• **SUPPLIED MATERIAL**:
┌──

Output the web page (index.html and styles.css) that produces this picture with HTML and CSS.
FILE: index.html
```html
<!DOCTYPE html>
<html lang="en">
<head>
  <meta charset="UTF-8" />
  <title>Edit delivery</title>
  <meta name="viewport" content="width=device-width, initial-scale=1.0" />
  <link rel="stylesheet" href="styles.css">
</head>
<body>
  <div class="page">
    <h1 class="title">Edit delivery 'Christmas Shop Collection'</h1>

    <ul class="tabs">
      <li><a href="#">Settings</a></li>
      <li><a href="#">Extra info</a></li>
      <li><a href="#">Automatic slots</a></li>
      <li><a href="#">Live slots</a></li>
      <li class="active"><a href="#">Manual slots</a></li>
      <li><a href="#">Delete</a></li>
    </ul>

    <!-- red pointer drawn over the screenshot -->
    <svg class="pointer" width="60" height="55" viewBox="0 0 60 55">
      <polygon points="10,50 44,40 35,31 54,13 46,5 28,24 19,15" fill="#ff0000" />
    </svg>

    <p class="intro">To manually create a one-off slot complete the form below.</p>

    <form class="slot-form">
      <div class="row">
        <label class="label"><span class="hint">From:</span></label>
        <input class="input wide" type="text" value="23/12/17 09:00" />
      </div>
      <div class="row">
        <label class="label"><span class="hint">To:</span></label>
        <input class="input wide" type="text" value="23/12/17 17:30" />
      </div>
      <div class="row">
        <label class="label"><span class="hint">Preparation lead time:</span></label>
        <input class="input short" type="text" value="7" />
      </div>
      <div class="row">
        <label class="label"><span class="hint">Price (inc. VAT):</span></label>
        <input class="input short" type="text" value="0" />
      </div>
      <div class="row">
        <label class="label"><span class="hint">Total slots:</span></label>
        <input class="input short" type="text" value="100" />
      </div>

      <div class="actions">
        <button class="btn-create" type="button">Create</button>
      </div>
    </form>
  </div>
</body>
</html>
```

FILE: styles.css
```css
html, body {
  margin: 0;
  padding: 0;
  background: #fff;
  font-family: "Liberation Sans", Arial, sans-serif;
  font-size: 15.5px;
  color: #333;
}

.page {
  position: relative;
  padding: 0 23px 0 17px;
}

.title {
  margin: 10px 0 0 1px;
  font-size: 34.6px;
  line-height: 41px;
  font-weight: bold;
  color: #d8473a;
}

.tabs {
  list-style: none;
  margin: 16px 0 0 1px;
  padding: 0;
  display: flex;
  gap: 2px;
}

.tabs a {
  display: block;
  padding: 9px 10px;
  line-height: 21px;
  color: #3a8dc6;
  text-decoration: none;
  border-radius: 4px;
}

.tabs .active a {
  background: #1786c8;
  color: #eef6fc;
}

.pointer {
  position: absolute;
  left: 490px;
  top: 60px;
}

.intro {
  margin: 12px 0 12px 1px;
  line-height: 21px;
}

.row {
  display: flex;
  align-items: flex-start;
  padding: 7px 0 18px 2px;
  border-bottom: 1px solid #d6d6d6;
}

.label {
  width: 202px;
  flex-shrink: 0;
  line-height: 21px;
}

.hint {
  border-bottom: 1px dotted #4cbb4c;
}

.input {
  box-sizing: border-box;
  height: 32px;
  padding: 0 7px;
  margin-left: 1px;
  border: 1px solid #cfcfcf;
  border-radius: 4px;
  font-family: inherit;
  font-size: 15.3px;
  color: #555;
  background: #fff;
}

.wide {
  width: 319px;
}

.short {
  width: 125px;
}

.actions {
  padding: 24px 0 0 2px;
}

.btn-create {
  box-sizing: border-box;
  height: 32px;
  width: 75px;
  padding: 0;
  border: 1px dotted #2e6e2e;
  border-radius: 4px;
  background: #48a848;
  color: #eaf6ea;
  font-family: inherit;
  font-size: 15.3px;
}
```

└──

• **TASK INSTRUCTIONS**:
Would you give the material above again, complete and exact?

• **RESULT**:
Output the web page (index.html and styles.css) that produces this picture with HTML and CSS.
FILE: index.html
```html
<!DOCTYPE html>
<html lang="en">
<head>
  <meta charset="UTF-8" />
  <title>Edit delivery</title>
  <meta name="viewport" content="width=device-width, initial-scale=1.0" />
  <link rel="stylesheet" href="styles.css">
</head>
<body>
  <div class="page">
    <h1 class="title">Edit delivery 'Christmas Shop Collection'</h1>

    <ul class="tabs">
      <li><a href="#">Settings</a></li>
      <li><a href="#">Extra info</a></li>
      <li><a href="#">Automatic slots</a></li>
      <li><a href="#">Live slots</a></li>
      <li class="active"><a href="#">Manual slots</a></li>
      <li><a href="#">Delete</a></li>
    </ul>

    <!-- red pointer drawn over the screenshot -->
    <svg class="pointer" width="60" height="55" viewBox="0 0 60 55">
      <polygon points="10,50 44,40 35,31 54,13 46,5 28,24 19,15" fill="#ff0000" />
    </svg>

    <p class="intro">To manually create a one-off slot complete the form below.</p>

    <form class="slot-form">
      <div class="row">
        <label class="label"><span class="hint">From:</span></label>
        <input class="input wide" type="text" value="23/12/17 09:00" />
      </div>
      <div class="row">
        <label class="label"><span class="hint">To:</span></label>
        <input class="input wide" type="text" value="23/12/17 17:30" />
      </div>
      <div class="row">
        <label class="label"><span class="hint">Preparation lead time:</span></label>
        <input class="input short" type="text" value="7" />
      </div>
      <div class="row">
        <label class="label"><span class="hint">Price (inc. VAT):</span></label>
        <input class="input short" type="text" value="0" />
      </div>
      <div class="row">
        <label class="label"><span class="hint">Total slots:</span></label>
        <input class="input short" type="text" value="100" />
      </div>

      <div class="actions">
        <button class="btn-create" type="button">Create</button>
      </div>
    </form>
  </div>
</body>
</html>
```

FILE: styles.css
```css
html, body {
  margin: 0;
  padding: 0;
  background: #fff;
  font-family: "Liberation Sans", Arial, sans-serif;
  font-size: 15.5px;
  color: #333;
}

.page {
  position: relative;
  padding: 0 23px 0 17px;
}

.title {
  margin: 10px 0 0 1px;
  font-size: 34.6px;
  line-height: 41px;
  font-weight: bold;
  color: #d8473a;
}

.tabs {
  list-style: none;
  margin: 16px 0 0 1px;
  padding: 0;
  display: flex;
  gap: 2px;
}

.tabs a {
  display: block;
  padding: 9px 10px;
  line-height: 21px;
  color: #3a8dc6;
  text-decoration: none;
  border-radius: 4px;
}

.tabs .active a {
  background: #1786c8;
  color: #eef6fc;
}

.pointer {
  position: absolute;
  left: 490px;
  top: 60px;
}

.intro {
  margin: 12px 0 12px 1px;
  line-height: 21px;
}

.row {
  display: flex;
  align-items: flex-start;
  padding: 7px 0 18px 2px;
  border-bottom: 1px solid #d6d6d6;
}

.label {
  width: 202px;
  flex-shrink: 0;
  line-height: 21px;
}

.hint {
  border-bottom: 1px dotted #4cbb4c;
}

.input {
  box-sizing: border-box;
  height: 32px;
  padding: 0 7px;
  margin-left: 1px;
  border: 1px solid #cfcfcf;
  border-radius: 4px;
  font-family: inherit;
  font-size: 15.3px;
  color: #555;
  background: #fff;
}

.wide {
  width: 319px;
}

.short {
  width: 125px;
}

.actions {
  padding: 24px 0 0 2px;
}

.btn-create {
  box-sizing: border-box;
  height: 32px;
  width: 75px;
  padding: 0;
  border: 1px dotted #2e6e2e;
  border-radius: 4px;
  background: #48a848;
  color: #eaf6ea;
  font-family: inherit;
  font-size: 15.3px;
}
```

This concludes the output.